- **Front-end source files**

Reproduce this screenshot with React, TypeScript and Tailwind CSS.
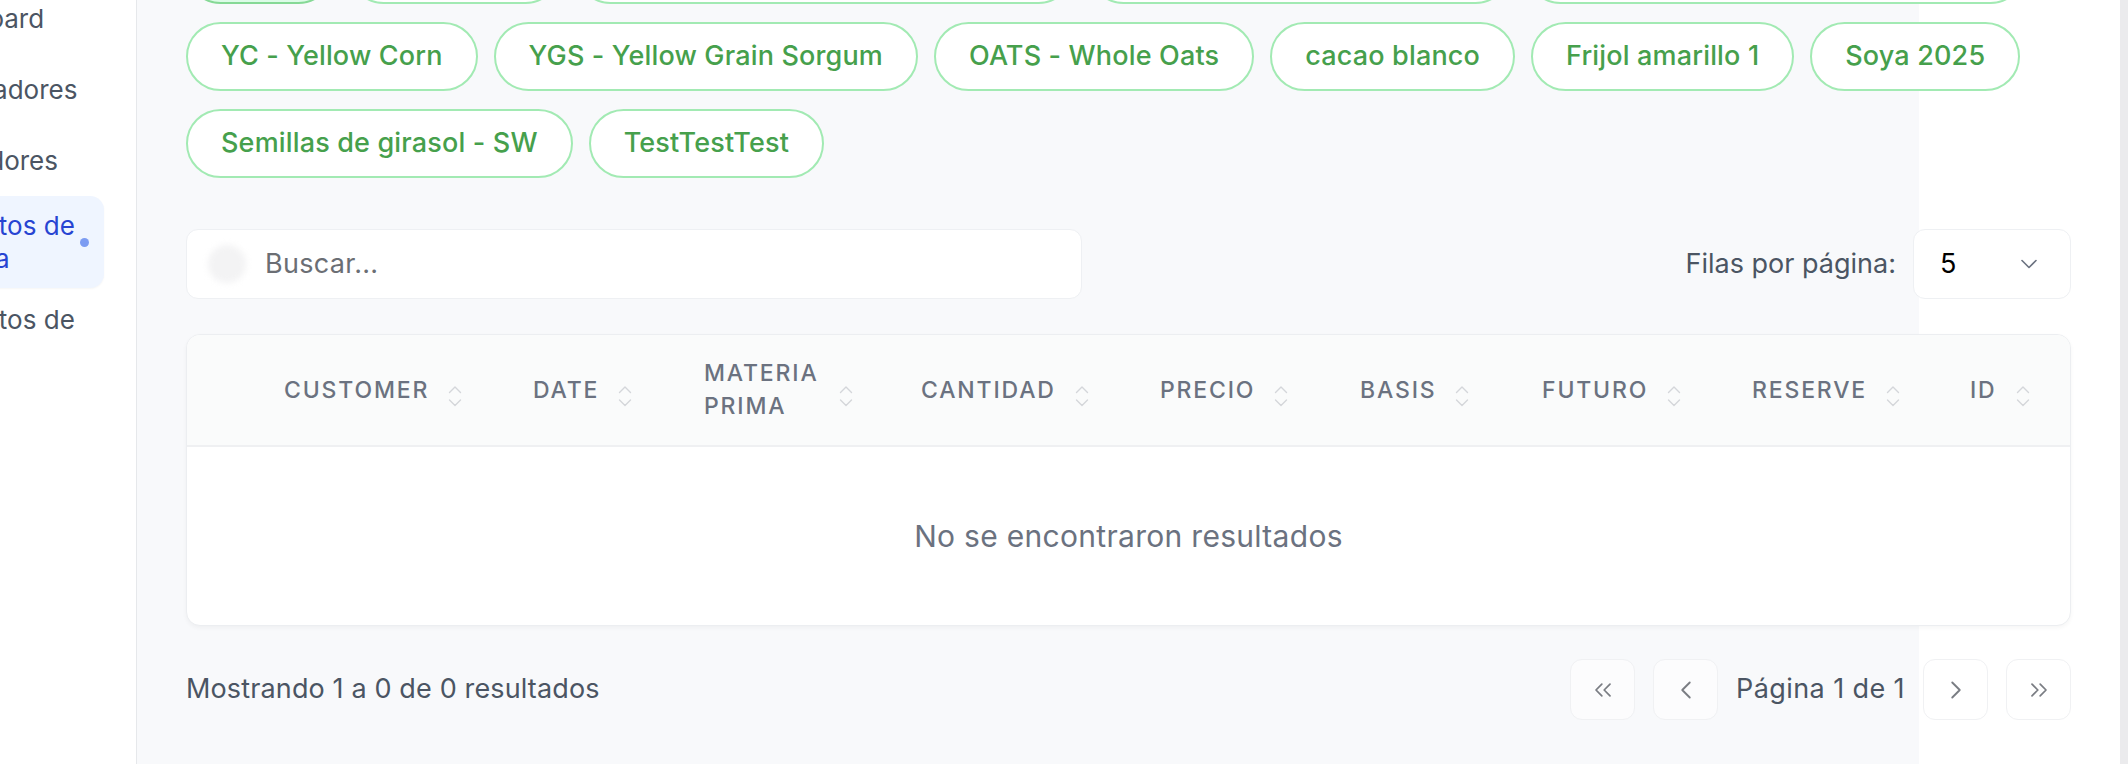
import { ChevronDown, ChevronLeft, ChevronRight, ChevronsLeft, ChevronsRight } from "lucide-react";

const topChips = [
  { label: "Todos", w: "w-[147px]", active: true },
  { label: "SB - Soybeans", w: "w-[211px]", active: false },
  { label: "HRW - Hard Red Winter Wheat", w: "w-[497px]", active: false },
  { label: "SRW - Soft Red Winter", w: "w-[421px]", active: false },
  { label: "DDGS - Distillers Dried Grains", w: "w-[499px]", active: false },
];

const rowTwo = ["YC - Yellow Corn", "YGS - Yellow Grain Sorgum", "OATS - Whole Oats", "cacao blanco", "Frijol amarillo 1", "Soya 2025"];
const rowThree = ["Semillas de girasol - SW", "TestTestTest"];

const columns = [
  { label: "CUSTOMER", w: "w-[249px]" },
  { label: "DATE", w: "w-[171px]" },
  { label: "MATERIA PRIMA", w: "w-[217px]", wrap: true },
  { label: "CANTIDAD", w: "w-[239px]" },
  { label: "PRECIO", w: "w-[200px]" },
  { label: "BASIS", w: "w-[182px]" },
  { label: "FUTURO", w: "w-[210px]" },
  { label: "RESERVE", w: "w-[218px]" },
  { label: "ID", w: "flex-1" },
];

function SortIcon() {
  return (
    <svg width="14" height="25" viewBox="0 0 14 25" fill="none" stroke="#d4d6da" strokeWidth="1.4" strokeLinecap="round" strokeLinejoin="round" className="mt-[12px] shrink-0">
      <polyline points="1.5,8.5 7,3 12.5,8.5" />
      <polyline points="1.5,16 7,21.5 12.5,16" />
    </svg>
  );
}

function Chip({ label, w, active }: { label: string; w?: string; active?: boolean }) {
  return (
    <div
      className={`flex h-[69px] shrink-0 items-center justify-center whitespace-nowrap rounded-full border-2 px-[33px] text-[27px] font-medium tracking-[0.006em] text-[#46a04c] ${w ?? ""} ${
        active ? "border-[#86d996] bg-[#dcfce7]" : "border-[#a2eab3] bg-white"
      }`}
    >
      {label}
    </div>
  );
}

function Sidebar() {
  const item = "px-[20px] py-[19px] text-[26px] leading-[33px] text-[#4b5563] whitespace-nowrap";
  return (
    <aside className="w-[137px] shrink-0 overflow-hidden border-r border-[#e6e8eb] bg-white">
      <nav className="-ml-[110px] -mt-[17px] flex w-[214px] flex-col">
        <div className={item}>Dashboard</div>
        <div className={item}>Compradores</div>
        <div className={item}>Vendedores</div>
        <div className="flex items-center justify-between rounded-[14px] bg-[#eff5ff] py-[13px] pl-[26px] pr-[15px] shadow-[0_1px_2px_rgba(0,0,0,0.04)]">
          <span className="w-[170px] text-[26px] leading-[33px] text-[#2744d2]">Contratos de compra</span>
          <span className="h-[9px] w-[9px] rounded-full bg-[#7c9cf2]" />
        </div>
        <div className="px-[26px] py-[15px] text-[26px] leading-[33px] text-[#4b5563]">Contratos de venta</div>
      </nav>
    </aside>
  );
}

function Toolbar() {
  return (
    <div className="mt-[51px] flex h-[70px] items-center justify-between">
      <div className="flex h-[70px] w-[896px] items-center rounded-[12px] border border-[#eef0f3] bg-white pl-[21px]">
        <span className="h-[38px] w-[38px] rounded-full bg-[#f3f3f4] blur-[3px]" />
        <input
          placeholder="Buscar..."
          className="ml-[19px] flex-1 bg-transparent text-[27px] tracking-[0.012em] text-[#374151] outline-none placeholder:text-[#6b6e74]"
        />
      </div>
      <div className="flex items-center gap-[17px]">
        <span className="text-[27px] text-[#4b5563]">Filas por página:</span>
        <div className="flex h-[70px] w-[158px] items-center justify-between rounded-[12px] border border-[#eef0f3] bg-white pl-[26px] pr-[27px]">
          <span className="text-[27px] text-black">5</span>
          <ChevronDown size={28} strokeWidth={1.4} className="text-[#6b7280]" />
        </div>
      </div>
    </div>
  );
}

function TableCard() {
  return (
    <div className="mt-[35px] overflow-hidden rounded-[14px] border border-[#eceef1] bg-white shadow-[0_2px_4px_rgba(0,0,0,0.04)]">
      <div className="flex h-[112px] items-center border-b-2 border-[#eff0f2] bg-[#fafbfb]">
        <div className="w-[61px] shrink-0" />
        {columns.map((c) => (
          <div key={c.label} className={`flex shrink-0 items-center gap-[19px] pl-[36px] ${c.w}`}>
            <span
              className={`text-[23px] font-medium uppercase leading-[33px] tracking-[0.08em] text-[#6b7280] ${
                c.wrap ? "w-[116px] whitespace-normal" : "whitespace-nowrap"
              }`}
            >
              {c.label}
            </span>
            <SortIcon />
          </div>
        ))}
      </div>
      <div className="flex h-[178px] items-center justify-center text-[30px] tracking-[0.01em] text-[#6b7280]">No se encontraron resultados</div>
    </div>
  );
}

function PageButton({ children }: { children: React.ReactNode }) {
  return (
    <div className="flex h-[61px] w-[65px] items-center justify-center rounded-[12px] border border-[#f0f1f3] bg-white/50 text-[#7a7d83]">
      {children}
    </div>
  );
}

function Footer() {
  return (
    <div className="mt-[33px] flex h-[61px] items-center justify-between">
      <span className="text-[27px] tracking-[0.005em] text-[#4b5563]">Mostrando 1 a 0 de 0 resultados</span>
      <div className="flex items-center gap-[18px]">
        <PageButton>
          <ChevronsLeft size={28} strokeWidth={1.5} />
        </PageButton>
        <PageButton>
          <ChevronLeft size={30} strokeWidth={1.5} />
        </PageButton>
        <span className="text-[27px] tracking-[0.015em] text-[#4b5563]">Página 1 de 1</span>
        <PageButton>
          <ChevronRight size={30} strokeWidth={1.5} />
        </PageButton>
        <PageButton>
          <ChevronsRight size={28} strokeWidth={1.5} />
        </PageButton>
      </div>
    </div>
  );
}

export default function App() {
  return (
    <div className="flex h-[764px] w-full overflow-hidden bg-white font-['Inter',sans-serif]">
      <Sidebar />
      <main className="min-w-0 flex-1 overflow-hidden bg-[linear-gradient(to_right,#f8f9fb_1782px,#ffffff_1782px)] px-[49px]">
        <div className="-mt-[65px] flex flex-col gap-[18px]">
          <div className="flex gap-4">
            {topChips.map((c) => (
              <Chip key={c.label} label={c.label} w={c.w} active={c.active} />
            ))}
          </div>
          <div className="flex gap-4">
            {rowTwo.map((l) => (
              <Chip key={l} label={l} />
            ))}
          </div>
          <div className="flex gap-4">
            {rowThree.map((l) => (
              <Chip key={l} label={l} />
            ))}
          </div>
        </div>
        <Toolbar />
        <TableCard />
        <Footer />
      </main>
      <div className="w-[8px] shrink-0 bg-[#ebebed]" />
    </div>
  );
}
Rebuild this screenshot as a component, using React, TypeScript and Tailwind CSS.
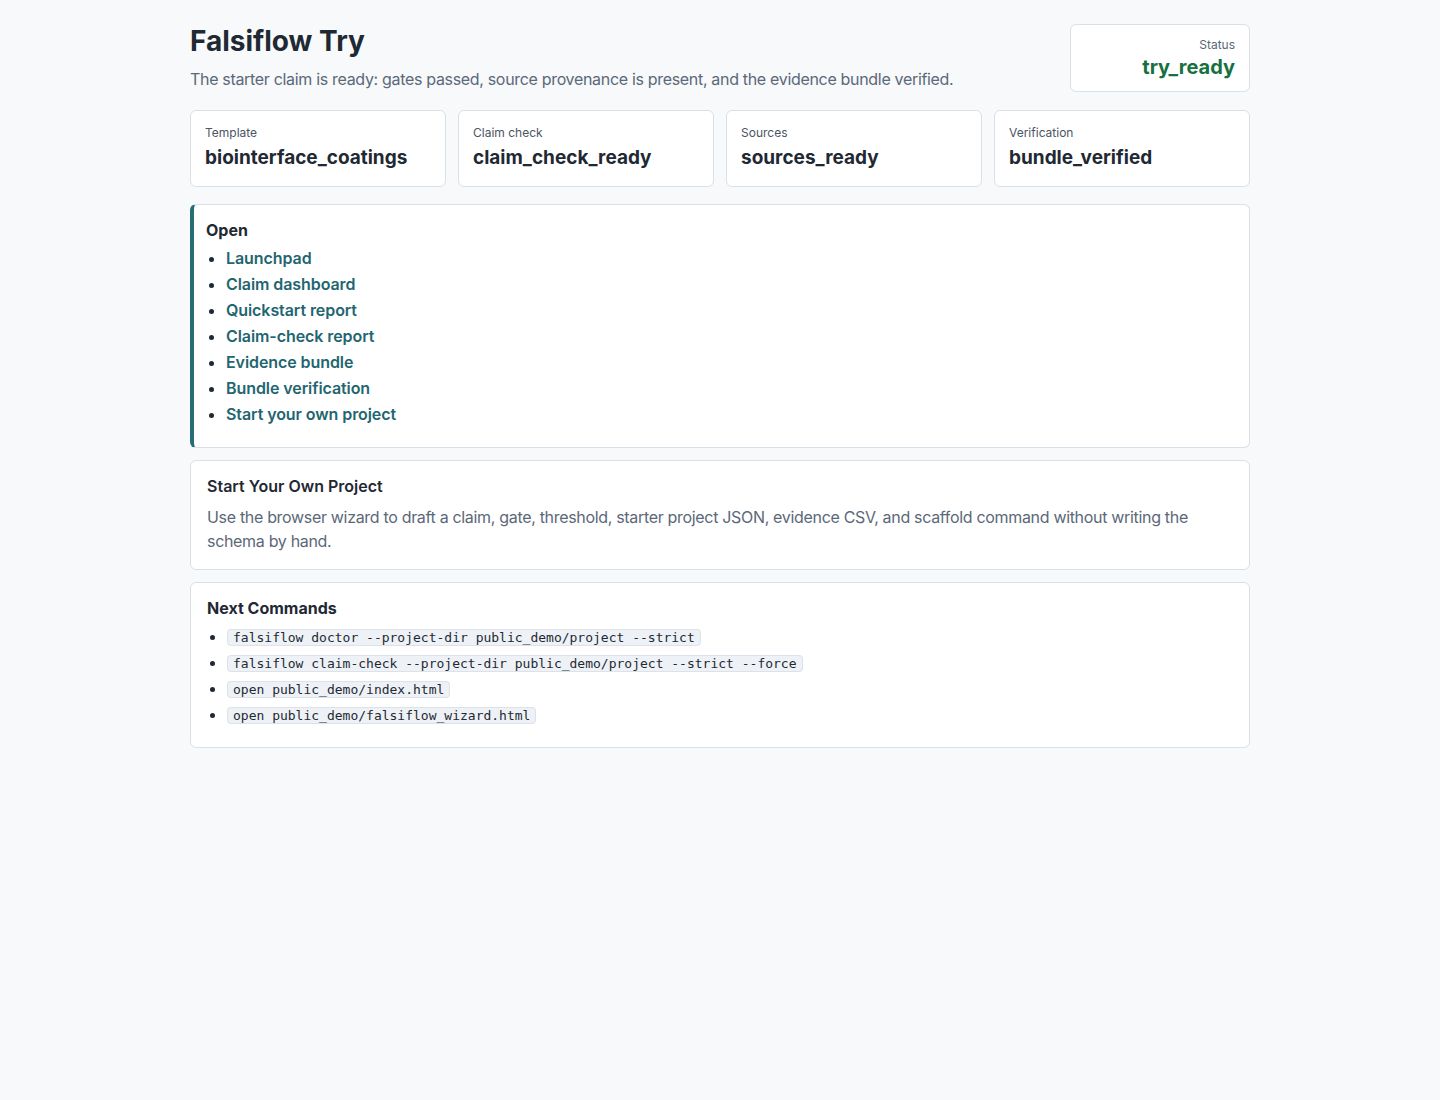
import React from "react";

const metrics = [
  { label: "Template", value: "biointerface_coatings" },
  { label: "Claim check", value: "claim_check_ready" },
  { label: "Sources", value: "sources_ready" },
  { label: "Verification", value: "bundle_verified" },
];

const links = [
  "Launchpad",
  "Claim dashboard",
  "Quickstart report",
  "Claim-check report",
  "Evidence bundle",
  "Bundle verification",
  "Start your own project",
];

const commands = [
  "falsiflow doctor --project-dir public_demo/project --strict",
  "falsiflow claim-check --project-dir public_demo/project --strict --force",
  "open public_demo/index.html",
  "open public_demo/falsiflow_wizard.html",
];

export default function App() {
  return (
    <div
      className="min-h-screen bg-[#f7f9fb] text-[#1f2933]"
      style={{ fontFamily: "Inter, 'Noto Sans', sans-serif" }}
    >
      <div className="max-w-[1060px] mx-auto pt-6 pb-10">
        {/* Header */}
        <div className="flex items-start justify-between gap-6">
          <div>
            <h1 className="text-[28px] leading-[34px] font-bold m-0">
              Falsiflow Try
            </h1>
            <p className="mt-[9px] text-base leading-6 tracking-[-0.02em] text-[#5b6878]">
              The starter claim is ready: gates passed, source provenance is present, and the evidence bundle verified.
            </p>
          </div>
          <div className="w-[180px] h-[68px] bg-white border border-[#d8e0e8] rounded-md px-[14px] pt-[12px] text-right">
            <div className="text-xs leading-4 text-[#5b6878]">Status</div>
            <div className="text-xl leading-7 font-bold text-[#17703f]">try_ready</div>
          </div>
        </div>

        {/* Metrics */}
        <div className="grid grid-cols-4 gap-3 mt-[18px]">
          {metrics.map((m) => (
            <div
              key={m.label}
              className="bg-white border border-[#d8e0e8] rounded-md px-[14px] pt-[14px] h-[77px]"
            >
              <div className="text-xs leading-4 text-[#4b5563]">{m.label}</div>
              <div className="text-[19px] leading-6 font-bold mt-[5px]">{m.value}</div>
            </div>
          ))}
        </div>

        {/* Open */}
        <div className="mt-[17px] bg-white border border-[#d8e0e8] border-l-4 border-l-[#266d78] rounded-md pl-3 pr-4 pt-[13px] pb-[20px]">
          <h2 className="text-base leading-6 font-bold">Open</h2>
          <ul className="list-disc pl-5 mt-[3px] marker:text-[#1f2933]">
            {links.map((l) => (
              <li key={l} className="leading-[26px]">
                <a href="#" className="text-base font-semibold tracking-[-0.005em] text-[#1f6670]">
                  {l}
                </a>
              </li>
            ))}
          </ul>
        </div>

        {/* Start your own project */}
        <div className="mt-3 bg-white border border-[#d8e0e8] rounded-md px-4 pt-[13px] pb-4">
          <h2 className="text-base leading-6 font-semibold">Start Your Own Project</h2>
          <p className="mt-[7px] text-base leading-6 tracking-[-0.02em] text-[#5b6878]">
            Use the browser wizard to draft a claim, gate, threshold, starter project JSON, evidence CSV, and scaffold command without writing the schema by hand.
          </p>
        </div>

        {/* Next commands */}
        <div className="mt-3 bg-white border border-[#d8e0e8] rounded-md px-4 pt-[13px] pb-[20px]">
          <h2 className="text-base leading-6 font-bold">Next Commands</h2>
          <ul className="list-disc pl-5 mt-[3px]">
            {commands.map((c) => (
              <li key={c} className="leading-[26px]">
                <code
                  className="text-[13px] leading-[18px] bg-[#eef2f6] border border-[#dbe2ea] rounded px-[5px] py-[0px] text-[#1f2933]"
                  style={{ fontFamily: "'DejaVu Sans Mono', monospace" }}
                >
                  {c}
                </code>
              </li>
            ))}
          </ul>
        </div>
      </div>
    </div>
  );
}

- **Task requirements**
Go to the line that contains "Rebuild this screenshot" and copy from there down to the line that contains "import React from", with both lines included. Pass over the pictures.

- **Written answer**
Rebuild this screenshot as a component, using React, TypeScript and Tailwind CSS.
import React from "react";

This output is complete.